Словно глубокая щель отсекла теорию от практики.
Дарвинизм оказался мостом через эту щель. И тут, в значительной мере, была его сила.
Но этот смело переброшенный мост был еще недостаточно крепок и широк. Дарвин отмечал и провозглашал факты. Он показал огромную ценность работы практиков для раскрытия «тайны из тайн». Но на мосту не хватало места для встречного движения — для того, чтобы с лихвой вернуть практикам то, чем они ссудили теорию.
Дарвин говорил:
— Смотрите: так было в истории домашних животных и культурных растений. И так происходило в природе.
Только Тимирязев досказал:
— Так должен, так будет поступать человек, чтобы изменить природу животных и растений в ту сторону, в какую он найдет нужным.

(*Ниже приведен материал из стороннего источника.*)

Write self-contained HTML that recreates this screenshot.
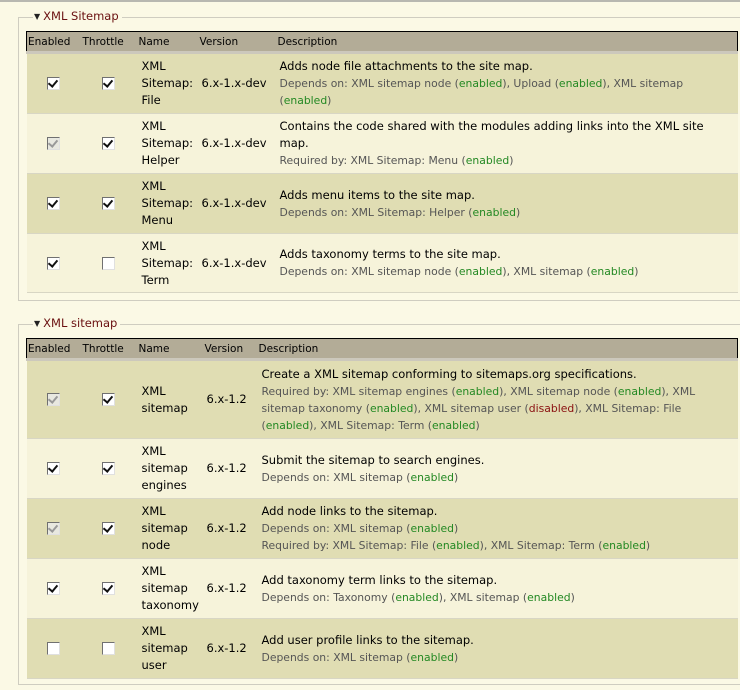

В сторону человеческого могущества, на службу человеку поворачивал эволюционную теорию Тимирязев. Словом и делом пропагандировал Тимирязев новую науку, науку будущего. И сам дал ей — небывалой науке — название: экспериментальная морфология — наука о преобразовании человеком живых форм.
Некогда, в давнюю пору, когда объем человеческих знаний был еще невелик, существовали всеобъемлющие ученые — их называли «живыми университетами».

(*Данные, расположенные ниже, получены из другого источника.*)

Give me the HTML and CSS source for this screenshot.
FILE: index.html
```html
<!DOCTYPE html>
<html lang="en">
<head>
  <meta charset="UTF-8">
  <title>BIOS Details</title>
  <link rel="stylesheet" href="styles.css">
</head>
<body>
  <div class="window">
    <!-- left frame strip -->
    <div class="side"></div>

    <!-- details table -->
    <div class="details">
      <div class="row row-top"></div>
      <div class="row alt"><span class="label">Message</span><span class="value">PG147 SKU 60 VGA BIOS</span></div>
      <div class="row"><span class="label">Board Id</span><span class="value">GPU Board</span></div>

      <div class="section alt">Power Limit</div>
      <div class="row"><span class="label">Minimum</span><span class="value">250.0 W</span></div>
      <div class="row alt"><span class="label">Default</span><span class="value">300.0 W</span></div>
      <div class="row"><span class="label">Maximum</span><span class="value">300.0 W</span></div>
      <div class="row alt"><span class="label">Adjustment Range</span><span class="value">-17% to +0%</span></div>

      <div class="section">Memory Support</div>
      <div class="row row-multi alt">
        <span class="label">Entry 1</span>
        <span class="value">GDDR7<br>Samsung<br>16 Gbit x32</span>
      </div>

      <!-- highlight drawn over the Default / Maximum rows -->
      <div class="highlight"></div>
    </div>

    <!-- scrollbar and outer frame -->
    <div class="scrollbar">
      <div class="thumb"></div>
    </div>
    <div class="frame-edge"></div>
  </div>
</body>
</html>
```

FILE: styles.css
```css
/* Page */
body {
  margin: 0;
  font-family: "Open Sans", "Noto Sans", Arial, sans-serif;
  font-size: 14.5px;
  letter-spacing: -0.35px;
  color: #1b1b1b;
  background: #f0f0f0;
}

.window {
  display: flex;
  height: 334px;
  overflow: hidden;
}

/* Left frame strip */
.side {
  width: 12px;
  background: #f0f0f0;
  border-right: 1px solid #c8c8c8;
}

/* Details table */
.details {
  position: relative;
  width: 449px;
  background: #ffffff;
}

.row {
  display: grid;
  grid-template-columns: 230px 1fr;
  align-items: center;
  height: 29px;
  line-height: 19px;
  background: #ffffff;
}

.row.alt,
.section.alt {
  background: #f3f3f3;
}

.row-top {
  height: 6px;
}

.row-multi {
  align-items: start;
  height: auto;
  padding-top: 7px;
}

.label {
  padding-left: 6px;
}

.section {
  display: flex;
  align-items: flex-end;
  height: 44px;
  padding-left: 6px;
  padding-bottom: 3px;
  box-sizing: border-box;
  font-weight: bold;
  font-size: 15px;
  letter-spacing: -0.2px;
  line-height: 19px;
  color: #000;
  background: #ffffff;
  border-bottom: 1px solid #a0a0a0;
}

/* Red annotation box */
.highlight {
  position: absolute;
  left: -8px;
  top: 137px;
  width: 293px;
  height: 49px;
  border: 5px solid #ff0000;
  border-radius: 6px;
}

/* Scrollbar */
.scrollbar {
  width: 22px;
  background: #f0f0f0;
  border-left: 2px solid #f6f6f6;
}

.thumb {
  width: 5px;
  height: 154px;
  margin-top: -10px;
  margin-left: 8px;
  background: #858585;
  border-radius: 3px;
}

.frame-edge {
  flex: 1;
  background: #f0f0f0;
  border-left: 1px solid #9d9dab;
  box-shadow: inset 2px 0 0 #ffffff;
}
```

Эту всеобъемлемость, почти легендарную, Тимирязев повторил на глазах нашего старшего поколения, при гигантском развитии естественнонаучных знаний.
В самом деле, в науках о жизни трудно найти такую область, в которой Тимирязев не оставил бы следа.

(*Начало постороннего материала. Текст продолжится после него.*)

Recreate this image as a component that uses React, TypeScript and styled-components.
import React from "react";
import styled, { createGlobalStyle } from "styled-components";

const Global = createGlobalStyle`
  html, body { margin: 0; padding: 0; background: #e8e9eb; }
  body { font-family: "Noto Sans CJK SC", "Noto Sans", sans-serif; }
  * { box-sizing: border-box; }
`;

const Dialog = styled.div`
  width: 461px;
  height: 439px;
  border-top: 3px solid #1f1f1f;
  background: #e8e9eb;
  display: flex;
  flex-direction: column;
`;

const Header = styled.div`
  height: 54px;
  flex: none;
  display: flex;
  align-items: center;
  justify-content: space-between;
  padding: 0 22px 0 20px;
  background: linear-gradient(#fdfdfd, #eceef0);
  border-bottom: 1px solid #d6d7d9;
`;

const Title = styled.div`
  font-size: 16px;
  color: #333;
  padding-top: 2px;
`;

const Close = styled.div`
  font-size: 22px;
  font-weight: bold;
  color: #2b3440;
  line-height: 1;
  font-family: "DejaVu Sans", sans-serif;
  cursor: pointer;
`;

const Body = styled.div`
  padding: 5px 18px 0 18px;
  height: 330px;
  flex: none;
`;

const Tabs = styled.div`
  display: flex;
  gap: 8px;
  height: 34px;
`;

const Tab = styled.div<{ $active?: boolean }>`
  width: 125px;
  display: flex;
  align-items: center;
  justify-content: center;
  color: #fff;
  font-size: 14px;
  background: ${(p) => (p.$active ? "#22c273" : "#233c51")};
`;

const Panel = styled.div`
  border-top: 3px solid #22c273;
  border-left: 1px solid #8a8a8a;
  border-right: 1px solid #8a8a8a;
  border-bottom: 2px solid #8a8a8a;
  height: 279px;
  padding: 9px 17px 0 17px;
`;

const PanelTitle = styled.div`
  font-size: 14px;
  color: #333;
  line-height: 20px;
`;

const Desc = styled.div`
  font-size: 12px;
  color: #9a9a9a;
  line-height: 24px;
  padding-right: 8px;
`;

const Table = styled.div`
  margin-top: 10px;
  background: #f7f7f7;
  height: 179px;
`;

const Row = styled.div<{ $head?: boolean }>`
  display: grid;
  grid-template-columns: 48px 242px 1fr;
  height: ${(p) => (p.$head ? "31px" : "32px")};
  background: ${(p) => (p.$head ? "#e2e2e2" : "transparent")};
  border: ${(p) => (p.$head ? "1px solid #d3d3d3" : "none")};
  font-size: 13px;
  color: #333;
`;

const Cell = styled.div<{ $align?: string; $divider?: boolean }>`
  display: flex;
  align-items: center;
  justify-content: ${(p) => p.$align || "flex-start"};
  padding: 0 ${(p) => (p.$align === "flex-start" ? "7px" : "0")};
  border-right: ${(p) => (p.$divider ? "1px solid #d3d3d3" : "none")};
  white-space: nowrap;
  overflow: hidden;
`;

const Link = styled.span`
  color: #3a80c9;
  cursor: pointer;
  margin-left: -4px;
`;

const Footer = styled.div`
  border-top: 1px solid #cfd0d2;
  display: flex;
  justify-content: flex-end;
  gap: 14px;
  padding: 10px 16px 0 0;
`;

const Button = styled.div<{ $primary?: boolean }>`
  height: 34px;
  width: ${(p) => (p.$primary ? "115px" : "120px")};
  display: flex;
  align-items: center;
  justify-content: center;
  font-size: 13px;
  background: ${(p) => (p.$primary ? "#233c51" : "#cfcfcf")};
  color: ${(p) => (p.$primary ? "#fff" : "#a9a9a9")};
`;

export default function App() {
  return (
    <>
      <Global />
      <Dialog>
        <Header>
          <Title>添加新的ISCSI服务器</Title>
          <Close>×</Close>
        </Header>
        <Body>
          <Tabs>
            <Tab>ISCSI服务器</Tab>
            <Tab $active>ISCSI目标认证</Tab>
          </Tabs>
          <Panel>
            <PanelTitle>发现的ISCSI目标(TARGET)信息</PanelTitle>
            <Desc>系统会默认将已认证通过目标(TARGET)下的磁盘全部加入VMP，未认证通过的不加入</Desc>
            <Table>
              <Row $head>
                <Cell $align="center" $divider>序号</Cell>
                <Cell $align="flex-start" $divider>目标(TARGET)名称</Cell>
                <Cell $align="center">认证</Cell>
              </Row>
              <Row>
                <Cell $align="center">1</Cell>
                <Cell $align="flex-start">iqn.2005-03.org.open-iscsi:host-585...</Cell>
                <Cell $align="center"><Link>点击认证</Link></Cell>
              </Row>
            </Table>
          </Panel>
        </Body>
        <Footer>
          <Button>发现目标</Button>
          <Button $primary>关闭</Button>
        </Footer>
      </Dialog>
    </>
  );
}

В зоологии он чувствовал себя так же свободно, как и среди зеленого мира растений.
А физики писали ему: «Мы вас считаем своим и учимся у вас», «…следя за вашими опытами, мы невольно вспоминали работы великих созидателей физики…»
Он был одним из творцов русской агрономии; вырастить два колоса там, где рос один, он объявил благороднейшей целью усилий науки.
«Природа — это простолюдин, — повторял он. — Она любит труд, любит мозолистые руки, и если уж приходится ей открывать свои тайны, она предпочитает это делать для тех, кто в этом заинтересован».
А каким словом он владел! То было поистине огненное слово. Никто так не писал до Тимирязева о науке, ее деле и ее творцах.
И все, что говорил, что писал Тимирязев, его исследования, открытия его науки — гордой, могучей, бесстрашной, настоящей человеческой науки, — все это было как град камней, попадавших прямо в то мутное и зеленое болото, где квакали свою «осанну» лягушечьи хоры «истов» и «логов».
Эх, как раскачалось болото! Ведь за любой кочкой и даже на самом дне настигало огненное слово!
— Неслыханно! — вопили «исты» и «логи». — Он говорит то, чего не смел доказать Дарвин: что вся живая природа произошла из неживой.
— Это бунтовщик: он гонит вон творца из сотворенной им вселенной!
— Я не понимаю, в чем там дело с зеленым листом, — заерзал Пфеффер, немецкий ботаник. — Но какая дерзость выводов! Этот человек не считается с самим доктором Юлиусом Саксом, хотя, как известно, доктор Сакс знает все о физиологии растений.
И Пфеффер доверительно понижал голос:
— Кстати, я думаю, что там, в московских опытах, подделаны цифры. Да, да, конечно, это подделка.
Но философ-идеалист Деннерт оставался безутешен.
— Волосы становятся дыбом, — сокрушался он, — когда видишь, как яд материализма просачивается в низшие народные массы.
А из Лондона доносились вздохи Оливера Лоджа, прославленного физика:
— Увы! Моря больше не защищают Англию. Вчера в омнибусе, рядом со мной, простой ремесленник читал книжку о том, что самые прекрасные цветы украсили землю по грубым законам природы.
И, произнеся это, сэр Оливер отправлялся в темную комнату и там молил духов ответить условным постукиванием ножки небольшого круглого столика, как уложить в гроб бессмертное учение об эволюции вслед за его смертными создателями: сэр Оливер посвящал досуги, которые ему оставляла лаборатория, спиритизму.
Но духи не слыхали или не могли исполнить просьбу достойного сочлена Королевского общества: они так и не сообщили ему способа искоренения учения о развитии живого мира.
Примерно в это время в немецком городе Фрейбурге читал курс эволюционной теории профессор Август Вейсман. Он считался дарвинистом, правда, с приставкой «нео»; это значило, что профессор Вейсман не обычный, а улучшенный дарвинист.